Primary language: English
Pronouns: She
Sexual identity: Queer
Location: VA

Re: I Can't Get Aroused with My Boyfriend

Unread post by chickengrits »

Hi Amanda and Redskies,

I had a talk with my boyfriend yesterday and he said he's totally willing to work through it with me and to wait. It definitely endeared me to him more, but I'm still anxious. I'm seeing the therapist next week and my psychiatrist today said that intimacy is something that needs to built over time. I guess I'm kind of jealous of all my friends who have relationships and it's all hearts and immediate flowers for them. I might be rushing things.

I also read the article on here about how "Saying Men Suck Hurts Everyone," and I think that's the other issue too. My parents (particularly my Dad) taught me all men are horny all the time and just have sex on the brain and that relationships are more like a goods and services exchange for sex, and it's really hard to shake that notion after twenty-five years of it.
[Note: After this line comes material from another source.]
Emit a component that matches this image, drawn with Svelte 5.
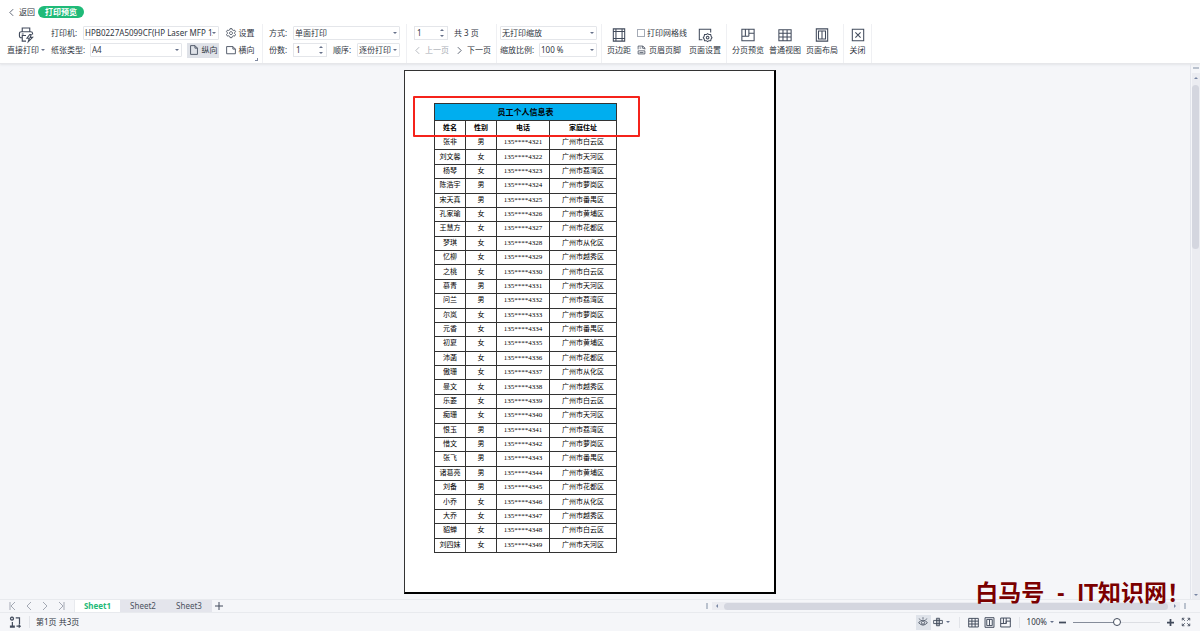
<script lang="ts">
	type Row = { name: string; sex: string; tail: number; area: string };

	const areas = ['白云', '天河', '荔湾', '萝岗', '番禺', '黄埔', '花都', '从化', '越秀'];
	const people =
		'张非男 刘文馨女 杨琴女 陈浩宇男 宋天真男 孔家瑜女 王慧方女 梦琪女 忆柳女 之桃女 慕青男 问兰男 尔岚女 元香女 初夏女 沛菡女 傲珊女 曼文女 乐菱女 痴珊女 恨玉男 惜文男 张飞男 诸葛亮男 刘备男 小乔女 大乔女 貂蝉女 刘四妹女';

	const rows: Row[] = people.split(' ').map((p, i) => ({
		name: p.slice(0, -1),
		sex: p.slice(-1),
		tail: 4321 + i,
		area: `广州市${areas[i % areas.length]}区`
	}));

	const sheets = ['Sheet1', 'Sheet2', 'Sheet3'];
	let active = $state('Sheet1');
	let landscape = $state(false);
	let copies = $state('1');
	let pageNo = $state('1');
	let gridlines = $state(false);
	let zoom = $state(100);

	const icons = {
		print: 'M4 5V1h8v4M4 11.500H3a2 2 0 0 1-2-2V7a2 2 0 0 1 2-2h10a2 2 0 0 1 2 2v1M3.500 7.500h2M8 9H4v6h4M12 8l-3 4h2.500l-1 3.500L15 11h-2.500l1-3z',
		margin: 'M1.500 1h13v14h-13zM4.500 1v14M11.500 1v14M1.500 4h13M1.500 12h13',
		split: 'M1 1.500h14v13H1zM5 1.500v8M9 1.500v8M1 9.500h8M9 9.500V6h6',
		grid: 'M1 2h14v12.500H1zM1 6h14M1 10.200h14M5.700 2v12.500M10.400 2v12.500',
		layout: 'M1.500 1h13v14h-13zM4 3.500h8v9H4zM8 3.500v9',
		close: 'M1.500 1.500h13v13h-13zM5 5l6 6M11 5l-6 6',
		portrait: 'M2.500 1h7l4 4v10h-11zM9.500 1v4h4',
		wide: 'M1 2.500h10l4 4v7.500H1zM11 2.500v4h4',
		gear: 'M6.500 1h3l.6 2 1.600.9 2-.5 1.500 2.600-1.400 1.500v1.400l1.400 1.500-1.500 2.600-2-.5-1.600.9-.6 2h-3l-.6-2-1.600-.9-2 .5L.8 10.400 2.200 8.900V7.500L.8 6l1.500-2.600 2 .5 1.600-.9zM8 5.800a2.400 2.400 0 1 0 .01 0',
		setup: 'M5 13.500H1.500v-12h13V5M11 6.500l1.500 1 2 0 .500 2 1 1.500-1 1.500-.500 2h-2l-1.500 1-1.500-1h-2l-.500-2-1-1.500 1-1.500.500-2h2zM11 9.500a1.500 1.500 0 1 0 .01 0',
		footer: 'M2 7V1h8.500L14 4.500V7M10 1v4h4M2 9.500V15h12V9.500zM4.500 4.500h3M4.500 12.500h7',
		eye: 'M1 9q7-8 14 0q-7 8-14 0zM8 6.500a2.500 2.500 0 1 0 .01 0M8 3V.500M3.500 4.500L2 2.500M12.500 4.500l1.500-2',
		cross: 'M5.500 2h5v12h-5zM1 5.500h14v5H1zM8 2v12',
		full: 'M5.500 2H2v3.500M2 2l4 4M10.500 2H14v3.500M14 2l-4 4M2 10.500V14h3.500M2 14l4-4M14 10.500V14h-3.500M14 14l-4-4',
		record: 'M4 1.500a2 2 0 1 0 .01 0M4 3.500h.1M9 2.500h5v8.500M4.500 8v4.500M2 13.500h5v1.500H2zM10 13.500h5M13 11.500l2 2-2 2'
	};
</script>

<svelte:head><title>打印预览</title></svelte:head>

{#snippet icon(name: keyof typeof icons, cls = '')}
	<svg class="icon {cls}" viewBox="0 0 16 16" aria-hidden="true"><path d={icons[name]} /></svg>
{/snippet}

{#snippet pick(label: string, value: string)}
	<span class="pick">
		<select aria-label={label}><option>{value}</option></select>
		<i class="caret"></i>
	</span>
{/snippet}

{#snippet tool(name: keyof typeof icons, label: string)}
	<button class="tool">{@render icon(name)}<span>{label}</span></button>
{/snippet}

<div class="app">
	<header>
		<div class="top">
			<button class="back">
				<svg class="chev" viewBox="0 0 6 10"><path d="M5 1L1 5l4 4" /></svg>返回
			</button>
			<h1>打印预览</h1>
		</div>

		<div class="ribbon">
			<section class="printer">
				<button class="tool">
					{@render icon('print', 'big')}
					<span>直接打印<i class="caret"></i></span>
				</button>
				<div class="lines">
					<div class="line">
						<span class="label">打印机:</span>
						{@render pick('打印机', 'HPB0227A5099CF(HP Laser MFP 131')}
						<button class="mini">{@render icon('gear')}设置</button>
					</div>
					<div class="line">
						<span class="label wide">纸张类型:</span>
						{@render pick('纸张类型', 'A4')}
						<button class="mini" class:on={!landscape} onclick={() => (landscape = false)}>
							{@render icon('portrait')}纵向
						</button>
						<button class="mini" class:on={landscape} onclick={() => (landscape = true)}>
							{@render icon('wide')}横向
						</button>
					</div>
				</div>
				<i class="corner"></i>
			</section>

			<section class="mode">
				<div class="lines">
					<div class="line">
						<span class="label short">方式:</span>
						{@render pick('方式', '单面打印')}
					</div>
					<div class="line">
						<label class="label short" for="copies">份数:</label>
						<span class="spin"><input id="copies" bind:value={copies} /><i></i></span>
						<span class="label short">顺序:</span>
						{@render pick('顺序', '逐份打印')}
					</div>
				</div>
			</section>

			<section class="pager">
				<div class="lines">
					<div class="line">
						<span class="spin"><input aria-label="页码" bind:value={pageNo} /><i></i></span>
						<span>共 3 页</span>
					</div>
					<div class="line nav">
						<button disabled><svg class="chev" viewBox="0 0 6 10"><path d="M5 1L1 5l4 4" /></svg>上一页</button>
						<button><svg class="chev" viewBox="0 0 6 10"><path d="M1 1l4 4-4 4" /></svg>下一页</button>
					</div>
				</div>
			</section>

			<section class="scale">
				<div class="lines">
					<div class="line">{@render pick('打印缩放', '无打印缩放')}</div>
					<div class="line">
						<span class="label wide">缩放比例:</span>
						{@render pick('缩放比例', '100 %')}
					</div>
				</div>
			</section>

			<section class="setup">
				{@render tool('margin', '页边距')}
				<div class="lines">
					<label class="line check"><input type="checkbox" bind:checked={gridlines} />打印网格线</label>
					<button class="line check">{@render icon('footer', 'small')}页眉页脚</button>
				</div>
				{@render tool('setup', '页面设置')}
			</section>

			<section class="views">
				{@render tool('split', '分页预览')}
				{@render tool('grid', '普通视图')}
				{@render tool('layout', '页面布局')}
			</section>

			<section class="exit">{@render tool('close', '关闭')}</section>
		</div>
	</header>

	<main>
		<div class="canvas">
			<article class="sheet">
				<table>
					<colgroup><col class="c1" /><col class="c1" /><col class="c3" /><col /></colgroup>
					<thead>
						<tr class="title"><th colspan="4">员工个人信息表</th></tr>
						<tr class="head"><th>姓名</th><th>性别</th><th>电话</th><th>家庭住址</th></tr>
					</thead>
					<tbody>
						{#each rows as row (row.tail)}
							<tr><td>{row.name}</td><td>{row.sex}</td><td>135****{row.tail}</td><td>{row.area}</td></tr>
						{/each}
					</tbody>
				</table>
				<div class="mark"></div>
			</article>
			<div class="brand">白马号  -  IT知识网！</div>
		</div>
		<div class="vbar">
			<i class="grip"></i>
			<div class="track"><i class="up"></i><b></b><i class="down"></i></div>
		</div>
	</main>

	<div class="tabs">
		<nav>
			<button aria-label="首个"><svg viewBox="0 0 8 8"><path d="M1 0v8M6 0L2 4l4 4" /></svg></button>
			<button aria-label="向前"><svg viewBox="0 0 8 8"><path d="M6 0L2 4l4 4" /></svg></button>
			<button aria-label="向后"><svg viewBox="0 0 8 8"><path d="M2 0l4 4-4 4" /></svg></button>
			<button aria-label="末个"><svg viewBox="0 0 8 8"><path d="M7 0v8M2 0l4 4-4 4" /></svg></button>
		</nav>
		{#each sheets as s}
			<button class="tab" class:active={active === s} onclick={() => (active = s)}>{s}</button>
		{/each}
		<button class="add" aria-label="新建"><svg viewBox="0 0 8 8"><path d="M4 0v8M0 4h8" /></svg></button>
		<div class="hbar">
			<i class="grip"></i>
			<div class="track"><i class="prev"></i><b></b><i class="next"></i></div>
			<i class="grip"></i>
		</div>
	</div>

	<footer>
		{@render icon('record', 'rec')}
		<span class="pages">第1页 共3页</span>
		<div class="status">
			<button class="on" aria-label="护眼">{@render icon('eye')}</button>
			<button class="drop" aria-label="阅读">{@render icon('cross')}<i class="caret"></i></button>
			<div class="modes">
				<button aria-label="普通视图">{@render icon('grid')}</button>
				<button aria-label="页面布局">{@render icon('layout')}</button>
				<button aria-label="分页预览">{@render icon('split')}</button>
			</div>
			<button class="pct">{zoom}%<i class="caret"></i></button>
			<button class="step" aria-label="缩小" onclick={() => (zoom -= 10)}><svg viewBox="0 0 8 8"><path d="M0 4h8" /></svg></button>
			<input type="range" aria-label="缩放" min="0" max="200" bind:value={zoom} />
			<button class="step" aria-label="放大" onclick={() => (zoom += 10)}><svg viewBox="0 0 8 8"><path d="M4 0v8M0 4h8" /></svg></button>
			<button class="fit" aria-label="全屏">{@render icon('full')}</button>
		</div>
	</footer>
</div>

<style>
	:global(body) { margin: 0; }
	.app {
		display: flex; flex-direction: column; min-height: 100vh; box-sizing: border-box;
		background: #f5f6f9; color: #303642;
		font: 8px/12px "Noto Sans", "Noto Sans CJK SC", sans-serif;
	}
	.app *, .app *::before, .app *::after { box-sizing: border-box; }
	button, select, input { font: inherit; color: inherit; margin: 0; padding: 0; border: 0; background: none; }
	button { display: flex; align-items: center; white-space: nowrap; }
	svg { flex: none; fill: none; stroke: #424b5c; stroke-width: 1; overflow: visible; }
	.icon { width: 10px; height: 10px; stroke-width: 1.4; }
	.chev { width: 5px; height: 9px; }
	.caret { flex: none; border: 2px solid transparent; border-top-color: #66718a; border-bottom: 0; }

	header { background: #fff; border-bottom: 1px solid #e6e7ea; box-shadow: 0 1px 2px #e3e5e9; }
	.top { display: flex; align-items: center; gap: 3px; height: 24px; padding-left: 9px; }
	.back { gap: 5px; }
	h1 { margin: 0; padding: 0 7px; border-radius: 6px; background: #1fba78; color: #fff; font: inherit; font-weight: bold; }

	.ribbon { display: flex; height: 39px; }
	section { display: flex; flex: none; align-items: center; padding-bottom: 4px; border-right: 1px solid #eff0f3; position: relative; }
	.lines { display: flex; flex-direction: column; gap: 2px; flex: 1; min-width: 0; }
	.line { display: flex; align-items: center; height: 15px; white-space: nowrap; }
	.tool { flex-direction: column; gap: 2px; flex: none; }
	.tool span { display: flex; align-items: center; gap: 2px; }
	.tool .icon { width: 14px; height: 14px; stroke-width: 1.2; }
	.tool .big { width: 16px; height: 15px; }
	.printer { width: 263px; padding-left: 7px; padding-right: 6px; gap: 6px; }
	.corner { position: absolute; right: 4px; bottom: 2px; width: 3px; height: 3px; border: solid #7f89a0; border-width: 0 1px 1px 0; }
	.label { width: 32px; flex: none; }
	.label.wide { width: 39px; }
	.label.short { width: 24px; }
	.pick { display: grid; flex: 1; align-items: center; height: 14px; border: 1px solid #e4e6ea; border-radius: 1px; min-width: 0; background: #fff; }
	.pick select { grid-area: 1 / 1; width: 100%; height: 12px; appearance: none; padding: 0 5px 0 1px; outline: 0; }
	.pick .caret { grid-area: 1 / 1; justify-self: end; margin-right: 2px; pointer-events: none; }
	.spin { display: flex; flex: none; align-items: center; width: 34px; height: 14px; border: 1px solid #e4e6ea; padding: 0 3px 0 2px; }
	.spin input { width: 100%; min-width: 0; outline: 0; }
	.spin i { flex: none; width: 4px; height: 8px; display: flex; flex-direction: column; justify-content: space-between; }
	.spin i::before { content: ""; border: 2px solid transparent; border-bottom-color: #66718a; border-top: 0; }
	.spin i::after { content: ""; border: 2px solid transparent; border-top-color: #66718a; border-bottom: 0; }
	.mini { flex: none; gap: 3px; width: 32px; height: 15px; justify-content: center; margin-left: 5px; }
	.mini.on { background: #dfe2e8; }
	.mode { width: 144px; padding-left: 6px; padding-right: 6px; }
	.mode .spin, .pager .spin { margin-right: 6px; }
	.pager { width: 90px; padding-left: 7px; }
	.nav { gap: 8px; padding-left: 1px; }
	.nav button { gap: 5px; }
	.nav button:disabled { color: #a9adb5; }
	.nav button:disabled svg { stroke: #a9adb5; }
	.scale { width: 105px; padding-left: 3px; padding-right: 4px; }
	.setup { width: 125px; padding-left: 5px; gap: 6px; }
	.setup .lines { flex: none; width: 46px; }
	.check { gap: 2px; }
	.check input { flex: none; appearance: none; width: 8px; height: 8px; border: 1px solid #a5abb6; }
	.check input:checked { background: #1fba78; }
	.small { width: 9px; height: 10px; margin-right: 1px; }
	.views { width: 117px; justify-content: space-evenly; }
	.exit { width: 28px; justify-content: center; }

	main { display: flex; flex: 1; }
	.canvas { position: relative; flex: 1; padding: 6px 10px 5px 0; }
	.sheet {
		position: relative; width: 372px; margin: 0 auto; padding: 32px 157px 39px 29px;
		background: #fff; border: solid #333; border-width: 1px 2px 2px 1px; border-right-color: #000; border-bottom-color: #000;
	}
	table {
		width: 183px; height: 450px; table-layout: fixed; border-collapse: collapse;
		font: 7px/9px "Liberation Serif", "Noto Sans CJK SC", serif; color: #000; text-align: center;
	}
	th, td { padding: 0; border: 1px solid #333; white-space: nowrap; }
	.c1 { width: 31px; }
	.c3 { width: 53px; }
	.title { height: 17px; font-size: 8px; background: #00aeef; }
	.head { height: 15px; }
	.mark { position: absolute; left: 8px; top: 25px; width: 227px; height: 41px; border: 2px solid #f5231b; border-radius: 1px; }
	.brand {
		position: absolute; right: 0; bottom: -6px; color: #7b0000; white-space: pre;
		font: bold 23px/24px "Liberation Sans", "Noto Sans CJK SC", sans-serif;
	}
	.vbar { display: flex; flex-direction: column; align-items: center; width: 10px; border-left: 1px solid #e3e5ec; }
	.grip { flex: none; width: 2px; height: 6px; background: #bac2ce; }
	.vbar .grip { width: 6px; height: 2px; margin: 3px 0 4px; }
	.track { display: flex; align-items: center; flex: 1; background: #ebecf1; }
	.vbar .track { flex-direction: column; width: 8px; padding: 4px 0 3px; }
	.track b { background: #d4d6df; border-radius: 4px; }
	.vbar b { width: 7px; height: 164px; margin: 6px 0 auto; }
	.track i { flex: none; border: 2px solid transparent; }
	.track .up { border-bottom-color: #7885a3; border-top: 0; }
	.track .down { border-top-color: #7885a3; border-bottom: 0; }
	.track .prev { border-right-color: #7885a3; border-left: 0; }
	.track .next { border-left-color: #7885a3; border-right: 0; }

	.tabs { display: flex; height: 14px; border: solid #e8eaee; border-width: 1px 0; }
	.tabs nav { display: flex; align-items: center; gap: 8px; width: 75px; padding-left: 9px; border-right: 1px solid #e8eaee; }
	.tabs svg { width: 8px; height: 8px; }
	.tabs nav svg { stroke: #a4a9b4; }
	.tab { width: 46px; justify-content: center; background: #e4e5ec; color: #4b5260; }
	.tab.active { width: 45px; background: #fff; color: #1fba78; font-weight: bold; }
	.add { padding: 0 3px; }
	.hbar { display: flex; align-items: center; width: 40%; margin: 0 14px 0 auto; gap: 4px; }
	.hbar .track { height: 8px; padding: 0 4px; gap: 6px; }
	.hbar b { flex: 1; height: 7px; }

	footer { display: flex; align-items: center; height: 18px; padding: 0 9px; }
	.rec { width: 12px; height: 12px; stroke-width: 1.6; }
	.pages { margin-left: 8px; padding-left: 6px; border-left: 1px solid #e2e4e9; }
	.status { display: flex; align-items: center; margin-left: auto; }
	footer .on { width: 15px; height: 15px; justify-content: center; background: #dfe3ea; }
	.drop { gap: 3px; margin: 0 9px 0 2px; }
	.modes { display: flex; gap: 5px; padding: 0 8px; border: solid #e2e4e9; border-width: 0 1px; }
	.modes .icon { width: 11px; height: 11px; }
	.pct { gap: 3px; margin: 0 5px 0 7px; }
	.step svg { width: 7px; height: 7px; stroke-width: 2; }
	input[type="range"] {
		appearance: none; width: 87px; height: 9px; margin: 0 7px;
		background: linear-gradient(90deg, #858c9a 50%, #dcdee3 50%) center / 100% 1px no-repeat;
	}
	input[type="range"]::-webkit-slider-thumb {
		appearance: none; width: 8px; height: 8px; background: #fff; border: 1px solid #424b5c; border-radius: 50%;
	}
	.fit { margin-left: 7px; }
</style>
I'm also still uncomfortable being wanted and being viewed as hot and desirable. I'm hoping to work with the therapist with these issues so I can be more at ease. He's a really good guy, I'm just a very nervous person when it comes to sex.

I'm going to try to take everything slow and just let sex happens when it happens (and when I'm in the mood) instead of trying to rush things.

Thanks again for the advice!

Edit: I realized I repeated a lot of information in here already, sorry! My memory is pretty bad, haha.
Redskies
previous staff/volunteer
Posts: 1281
Joined: Mon Jul 28, 2014 11:33 am
Primary language: English
Pronouns: they/them or she/her
Sexual identity: bisexual/queer/pansexual
Location: Europe

Re: I Can't Get Aroused with My Boyfriend

Unread post by Redskies »

I'm so sorry your parents gave you such crappy messages :( Good on you for recognising it and trying to counter them, though. We have quite a few pieces on the site where we've answered young men who were feeling insecure about something or who had relationship concerns - I wondered if reading some of those might help you a little?

I'm not surprised you're still feeling anxious. You're only just beginning to implement the changes you need, and it's not the kind of thing that's one-quick-fix-and-done. As you said, it just needs some time, and something like this is really going to take its own time :) I'm really glad your boyfriend's on board; you might find that you experience the impact of that more long-term than right away, because what'll really make the difference is when he continues being a decent human being, long-term, and you have the proof of your own experiences that it's not just a brief thing and then someone starts pressuring you again.

People have very different pacings with relationships and romance. Something you might be missing from the outside with your friends' experiences, though, is, I absolutely guarantee that some of the fast all-hearts-and-roses don't stay that way for long. For some people, when we meet someone new and exciting who seems to like us too, it can feel very exciting and whole-heart-on-sleeve before the two know each other very well; sometimes, as they get to know one another, it goes well and they carry on liking each other, and sometimes, they don't like each other so much after all. It's absolutely okay if you're someone who needs a lot of time to build trust, which is essential for real intimacy. Being too fast all-in into hearts-and-flowers is actually not very healthy, as the foundation doesn't exist yet; it's a bit like building a castle on sand rather than on solid ground, if you follow. You might find Intimacy: The Whys, Hows, How-Nots, and So-Nots some helpful food for thought.
The kyriarchy usually assumes that I am the kind of woman of whom it would approve. I have a peculiar kind of fun showing it just how much I am not.